Required work:
Every line from the start of the entries up to and including the one bearing "const [picked, setPicked]" must be printed verbatim, without the pictures.

Dataset entries:
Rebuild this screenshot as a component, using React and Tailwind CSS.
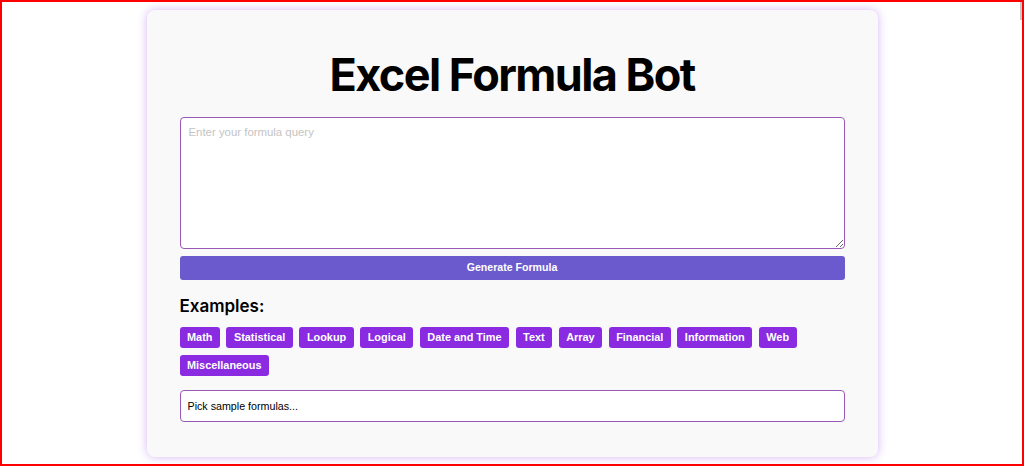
import React, { useState } from "react";

const categories = [
  "Math",
  "Statistical",
  "Lookup",
  "Logical",
  "Date and Time",
  "Text",
  "Array",
  "Financial",
  "Information",
  "Web",
  "Miscellaneous",
];

const App = () => {
  const [query, setQuery] = useState("");
  const [picked, setPicked] = useState("");

  return (
    <div className="relative h-[466px] overflow-hidden border-2 border-[#f00] bg-white">
      {/* scrollbar thumb */}
      <div className="absolute right-0 top-0 h-[18px] w-[2px] bg-[#c8c8c8]" />

      <div className="mx-auto mt-[8px] w-[731px] rounded-lg bg-[#f9f9fa] px-[33px] pt-[42px] pb-[35px] shadow-[0_0_10px_rgba(138,43,226,0.35)]">
        {/* Header */}
        <h1 className="mb-[19px] text-center font-['Inter',sans-serif] text-[45px] leading-[46px] font-bold tracking-[-0.035em] text-black">
          Excel Formula Bot
        </h1>

        {/* Query */}
        <textarea
          value={query}
          onChange={(e) => setQuery(e.target.value)}
          placeholder="Enter your formula query"
          className="block h-[132px] w-full rounded-[4px] border border-[#9b59b6] bg-white px-[8px] pt-[6px] pb-[8px] font-['Liberation_Sans',Arial,sans-serif] text-[11.4px] outline-none placeholder:text-[#c4c4c4]"
        />

        <button className="mt-[7px] block h-[24px] w-full rounded-[3px] bg-[#6a5acd] font-['Liberation_Sans',Arial,sans-serif] text-[10.6px] font-bold text-white">
          Generate Formula
        </button>

        {/* Examples */}
        <h2 className="mt-[14px] font-['Inter',sans-serif] text-[17px] leading-[24px] font-semibold text-black">
          Examples:
        </h2>
        <div className="mt-[9px] flex flex-wrap gap-x-[6.5px] gap-y-[7px]">
          {categories.map((c) => (
            <button
              key={c}
              onClick={() => setPicked(c)}
              className="h-[21px] rounded-[3px] bg-[#8a2be2] px-[7.5px] font-['Liberation_Sans',Arial,sans-serif] text-[10.9px] leading-[21px] font-bold text-white"
            >
              {c}
            </button>
          ))}
        </div>

        <div className="mt-[14px] flex h-[32px] items-center rounded-[4px] border border-[#9b59b6] bg-white px-[7px] font-['Liberation_Sans',Arial,sans-serif] text-[10.7px] text-black">
          {picked ? `${picked} formulas...` : "Pick sample formulas..."}
        </div>
      </div>
    </div>
  );
};

export default App;
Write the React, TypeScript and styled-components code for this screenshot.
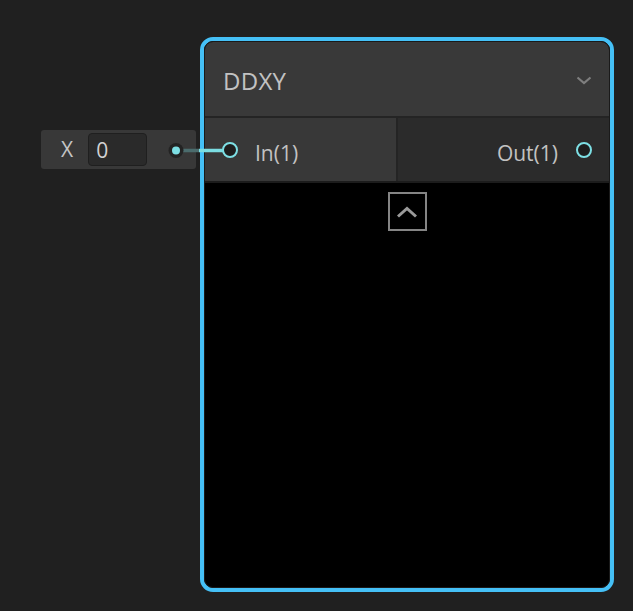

Output for this exercise:
Rebuild this screenshot as a component, using React and Tailwind CSS.
import React, { useState } from "react";

const categories = [
  "Math",
  "Statistical",
  "Lookup",
  "Logical",
  "Date and Time",
  "Text",
  "Array",
  "Financial",
  "Information",
  "Web",
  "Miscellaneous",
];

const App = () => {
  const [query, setQuery] = useState("");
  const [picked, setPicked] = useState("");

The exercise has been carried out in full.